The videotapes were released after WCW sued the NIH for access to them in December 2019. Upon release of the videos. PETA and WCW quickly edited them into brief clips, overlaid with creepy music, and featured these clips on their websites (February 23 and 24, 2020). The media covered these clips the same day (February 24), but unfortunately, NIH did not appear to comment in the initial coverage:
“When contacted Monday, NIH asked for a written list of questions to be submitted. It had not replied to the questions as of Monday night.”
We’ve written before about who “no comment” works for—it benefits groups like WCW and PETA by giving heed a message that is incomplete and politicized.
Finally, this week, we are happy to see that NIH has added its voice to this story. In a recent NBC News article, for example, NIH appears with this general statement:
“Asked about the lawmakers’ criticisms, the NIH defended primate testing, saying it has helped scientists understand how the brain copes with conditions like post-traumatic stress disorder, schizophrenia and obsessive-compulsive disorder.
“Monkeys are used in research because of their marked similarities to humans with respect to anatomy, physiology, and behavior,” the agency said in a statement to NBC News.
“Testing procedures produce a range of animal responses, mirroring human traits and attributes, ranging from no response to momentary and transient anxiety. Each animal’s well-being was closely monitored during and after testing by experienced and trained animal care staff and veterinarians. The procedures under question resulted in no harm to any of the animals tested.”
What else could the NIH do?
- Make statements earlier in the news cycle. If videos are being shared with groups such as WCW that have a clear stop-animal-research-at-all-costs agenda, then why not be proactive and put them in the right context before you are put on the defensive?
- Be proactive. The bland NIH comment in the NBC article is too little, too late. NIH should have been prepared to comment when it released the videos, before WCW had a chance to edit them, and should have done so proactively, on its own website and social media channels, and also in a press release. That’s what Communications and Public Relations Offices are for!
- Explain the research.
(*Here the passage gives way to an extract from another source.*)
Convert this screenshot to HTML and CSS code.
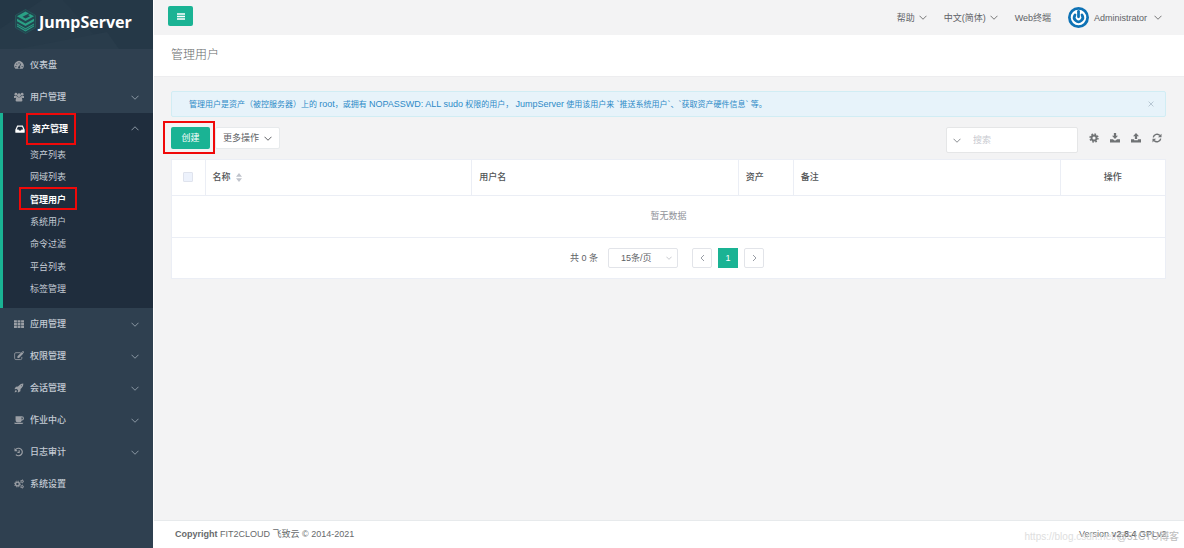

Specifically, explain the studies under attack: the public appreciates transparency and information on why the work is necessary, how the animals are cared for and what the work aims to achieve. Openness, transparency, and proactive actions are the best ways to prepare for events like these.
- Be clearer and more specific. While it is good to see NIH making a positive statement about nonhuman primate research, the statement is general and vague. As we wrote in early 2015 when a similar event occurred at NIH, “How many more cases like this will there be before the leaders of the scientific community take action to prevent the regulatory system from becoming primarily a tool of the animal rights propaganda machine?”
- Make its policy publicly available. Or if a policy is not available then create one, in regards to NIH scientists addressing media and lawmakers themselves. There is no more powerful or accurate voice than that of the scientists that work with and care for the animals and can articulate the necessity and importance of the work.
- Combat partial reporting. Are NIH scientists not allowed to speak to the media? If so, why? If not, why hasn’t the public been able to hear from them? If scientists are speaking but their voice is not heard in the media that is an indication of partial reporting and needs to be identified and rebutted at every instance.
- Connect the dots. Help the public understand how studies like these are in the public interest, and the importance of selecting the best model and methods to answer health questions. Most importantly, be sure the public understands what is at stake if such research is thwarted.